## begin DATA SEGMENT

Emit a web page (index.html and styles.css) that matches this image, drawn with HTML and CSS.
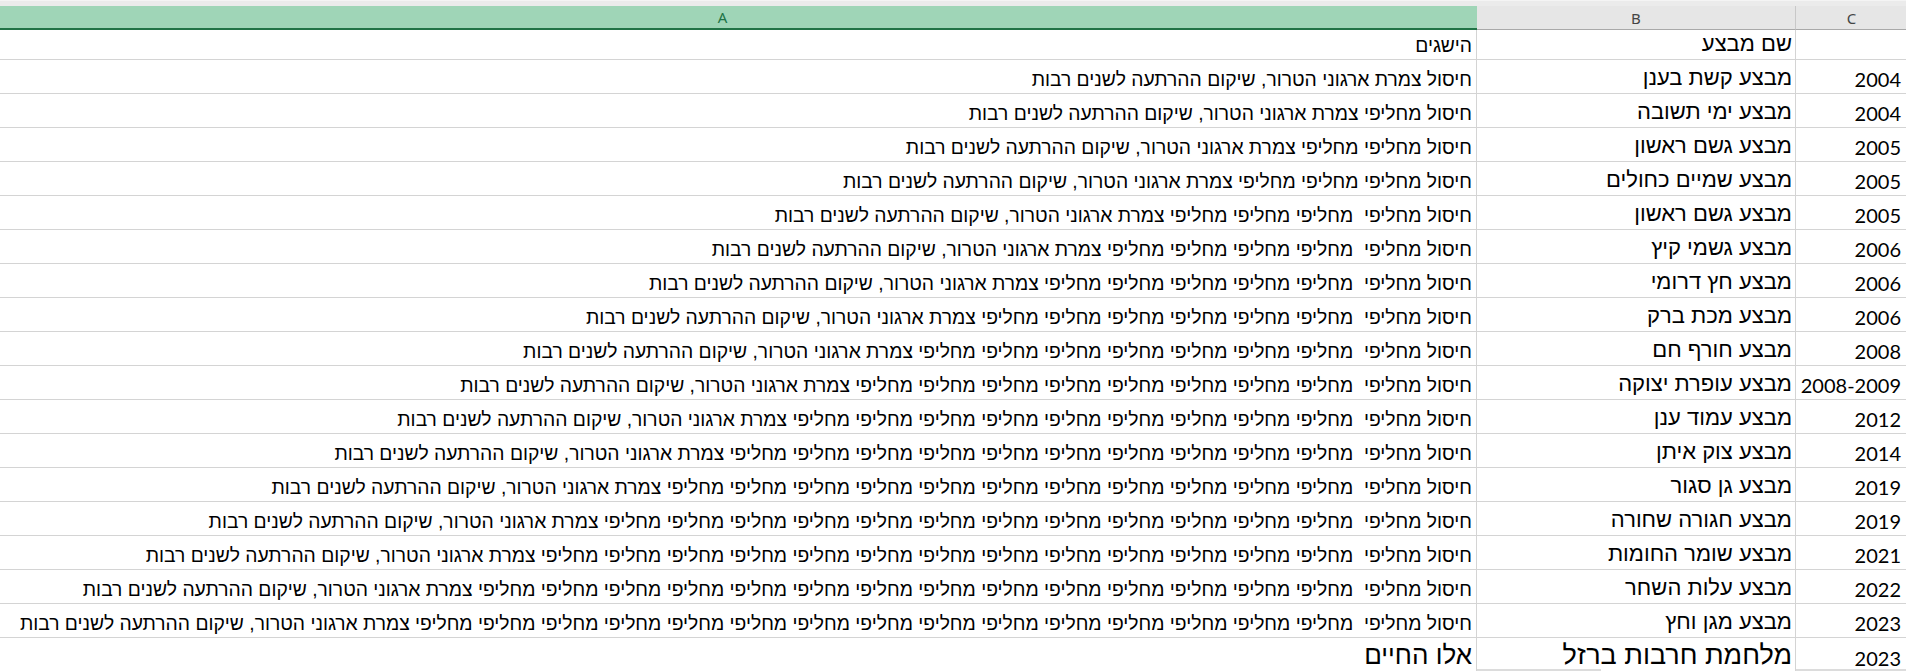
FILE: index.html
```html
<!DOCTYPE html>
<html lang="he">
<head>
    <meta charset="UTF-8">
    <meta name="viewport" content="width=device-width, initial-scale=1.0">
    <title>מבצעים - גיליון</title>
    <link rel="stylesheet" href="styles.css">
</head>
<body>
    <div class="sheet">
        <div class="topbar"></div>

        <div class="row heads">
            <div class="colhead active">A</div>
            <div class="colhead">B</div>
            <div class="colhead">C</div>
        </div>

        <div class="row first">
            <div class="cell a">הישגים</div>
            <div class="cell b">שם מבצע</div>
            <div class="cell c"></div>
        </div>

        <div class="row">
            <div class="cell a">חיסול צמרת ארגוני הטרור, שיקום ההרתעה לשנים רבות</div>
            <div class="cell b">מבצע קשת בענן</div>
            <div class="cell c">2004</div>
        </div>
        <div class="row">
            <div class="cell a">חיסול מחליפי צמרת ארגוני הטרור, שיקום ההרתעה לשנים רבות</div>
            <div class="cell b">מבצע ימי תשובה </div>
            <div class="cell c">2004</div>
        </div>
        <div class="row">
            <div class="cell a">חיסול מחליפי מחליפי צמרת ארגוני הטרור, שיקום ההרתעה לשנים רבות</div>
            <div class="cell b">מבצע גשם ראשון </div>
            <div class="cell c">2005</div>
        </div>
        <div class="row">
            <div class="cell a">חיסול מחליפי מחליפי מחליפי צמרת ארגוני הטרור, שיקום ההרתעה לשנים רבות</div>
            <div class="cell b">מבצע שמיים כחולים</div>
            <div class="cell c">2005</div>
        </div>
        <div class="row">
            <div class="cell a">חיסול מחליפי  מחליפי מחליפי מחליפי צמרת ארגוני הטרור, שיקום ההרתעה לשנים רבות</div>
            <div class="cell b">מבצע גשם ראשון </div>
            <div class="cell c">2005</div>
        </div>
        <div class="row">
            <div class="cell a">חיסול מחליפי  מחליפי מחליפי מחליפי מחליפי צמרת ארגוני הטרור, שיקום ההרתעה לשנים רבות</div>
            <div class="cell b">מבצע גשמי קיץ</div>
            <div class="cell c">2006</div>
        </div>
        <div class="row">
            <div class="cell a">חיסול מחליפי  מחליפי מחליפי מחליפי מחליפי מחליפי צמרת ארגוני הטרור, שיקום ההרתעה לשנים רבות</div>
            <div class="cell b">מבצע חץ דרומי</div>
            <div class="cell c">2006</div>
        </div>
        <div class="row">
            <div class="cell a">חיסול מחליפי  מחליפי מחליפי מחליפי מחליפי מחליפי מחליפי צמרת ארגוני הטרור, שיקום ההרתעה לשנים רבות</div>
            <div class="cell b">מבצע מכת ברק </div>
            <div class="cell c">2006</div>
        </div>
        <div class="row">
            <div class="cell a">חיסול מחליפי  מחליפי מחליפי מחליפי מחליפי מחליפי מחליפי מחליפי צמרת ארגוני הטרור, שיקום ההרתעה לשנים רבות</div>
            <div class="cell b">מבצע חורף חם</div>
            <div class="cell c">2008</div>
        </div>
        <div class="row">
            <div class="cell a">חיסול מחליפי  מחליפי מחליפי מחליפי מחליפי מחליפי מחליפי מחליפי מחליפי צמרת ארגוני הטרור, שיקום ההרתעה לשנים רבות</div>
            <div class="cell b">מבצע עופרת יצוקה</div>
            <div class="cell c">2008-2009</div>
        </div>
        <div class="row">
            <div class="cell a">חיסול מחליפי  מחליפי מחליפי מחליפי מחליפי מחליפי מחליפי מחליפי מחליפי מחליפי צמרת ארגוני הטרור, שיקום ההרתעה לשנים רבות</div>
            <div class="cell b">מבצע עמוד ענן </div>
            <div class="cell c">2012</div>
        </div>
        <div class="row">
            <div class="cell a">חיסול מחליפי  מחליפי מחליפי מחליפי מחליפי מחליפי מחליפי מחליפי מחליפי מחליפי מחליפי צמרת ארגוני הטרור, שיקום ההרתעה לשנים רבות</div>
            <div class="cell b">מבצע צוק איתן </div>
            <div class="cell c">2014</div>
        </div>
        <div class="row">
            <div class="cell a">חיסול מחליפי  מחליפי מחליפי מחליפי מחליפי מחליפי מחליפי מחליפי מחליפי מחליפי מחליפי מחליפי צמרת ארגוני הטרור, שיקום ההרתעה לשנים רבות</div>
            <div class="cell b">מבצע גן סגור </div>
            <div class="cell c">2019</div>
        </div>
        <div class="row">
            <div class="cell a">חיסול מחליפי  מחליפי מחליפי מחליפי מחליפי מחליפי מחליפי מחליפי מחליפי מחליפי מחליפי מחליפי מחליפי צמרת ארגוני הטרור, שיקום ההרתעה לשנים רבות</div>
            <div class="cell b">מבצע חגורה שחורה </div>
            <div class="cell c">2019</div>
        </div>
        <div class="row">
            <div class="cell a">חיסול מחליפי  מחליפי מחליפי מחליפי מחליפי מחליפי מחליפי מחליפי מחליפי מחליפי מחליפי מחליפי מחליפי מחליפי צמרת ארגוני הטרור, שיקום ההרתעה לשנים רבות</div>
            <div class="cell b">מבצע שומר החומות</div>
            <div class="cell c">2021</div>
        </div>
        <div class="row">
            <div class="cell a">חיסול מחליפי  מחליפי מחליפי מחליפי מחליפי מחליפי מחליפי מחליפי מחליפי מחליפי מחליפי מחליפי מחליפי מחליפי מחליפי צמרת ארגוני הטרור, שיקום ההרתעה לשנים רבות</div>
            <div class="cell b">מבצע עלות השחר </div>
            <div class="cell c">2022</div>
        </div>
        <div class="row">
            <div class="cell a">חיסול מחליפי  מחליפי מחליפי מחליפי מחליפי מחליפי מחליפי מחליפי מחליפי מחליפי מחליפי מחליפי מחליפי מחליפי מחליפי מחליפי צמרת ארגוני הטרור, שיקום ההרתעה לשנים רבות</div>
            <div class="cell b">מבצע מגן וחץ</div>
            <div class="cell c">2023</div>
        </div>
        <div class="row big">
            <div class="cell a">אלו החיים  </div>
            <div class="cell b">מלחמת חרבות ברזל</div>
            <div class="cell c">2023</div>
        </div>
        <div class="row stub">
            <div class="cell"></div>
            <div class="cell"><span class="seg"></span></div>
            <div class="cell"><span class="seg wide"></span></div>
        </div>
    </div>
</body>
</html>
```

FILE: styles.css
```css
body {
    margin: 0;
    background: #ffffff;
    overflow: hidden;
}
.sheet {
    margin-left: -32px;
    width: 1942px;
}
.topbar {
    height: 5px;
    background: #ebebeb;
    border-top: 1px solid #f4f4f4;
}
.row {
    display: grid;
    grid-template-columns: 1509px 319px 112px;
    height: 34px;
}
.heads {
    height: 24px;
}
.colhead {
    display: flex;
    align-items: center;
    justify-content: center;
    background: #e6e6e6;
    border-right: 1px solid #c8c8c8;
    border-bottom: 1px solid #a9a9a9;
    font-family: "Noto Sans", "Open Sans", sans-serif;
    font-size: 15px;
    color: #444444;
}
.colhead.active {
    background: #9fd5b7;
    color: #217346;
    border-right: none;
    border-bottom: 2px solid #217346;
}
.first {
    height: 30px;
}
.cell {
    display: flex;
    align-items: flex-end;
    overflow: visible;
    white-space: pre;
    padding-bottom: 2px;
    border-right: 1px solid #d4d4d4;
    border-bottom: 1px solid #d4d4d4;
    color: #000000;
}
.cell.a,
.cell.b {
    direction: rtl;
    font-family: "Liberation Sans", Arial, sans-serif;
}
.cell.a {
    font-size: 19.3px;
    padding-right: 4px;
}
.cell.b {
    font-size: 22px;
    padding-right: 3px;
}
.cell.c {
    justify-content: flex-end;
    font-family: Lato, "Liberation Sans", sans-serif;
    font-size: 20px;
    padding-right: 6px;
}
.big {
    height: 31px;
}
.big .cell {
    border-bottom: none;
    padding-bottom: 0;
}
.big .cell.a {
    font-size: 26px;
    line-height: 28px;
}
.big .cell.b {
    font-size: 27px;
    line-height: 28px;
}
.big .cell.c {
    line-height: 22px;
}
.stub {
    height: 3px;
}
.stub .cell {
    padding: 0;
    border-bottom: none;
}
.seg {
    display: block;
    width: 124px;
    height: 3px;
    background: #dcdcdc;
}
.seg.wide {
    width: 112px;
}
```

## end DATA SEGMENT

● EXERCISE REQUIREMENTS
Find how many lines in the listing contain the word "index" and give that count alone.

● TASK SOLUTION
2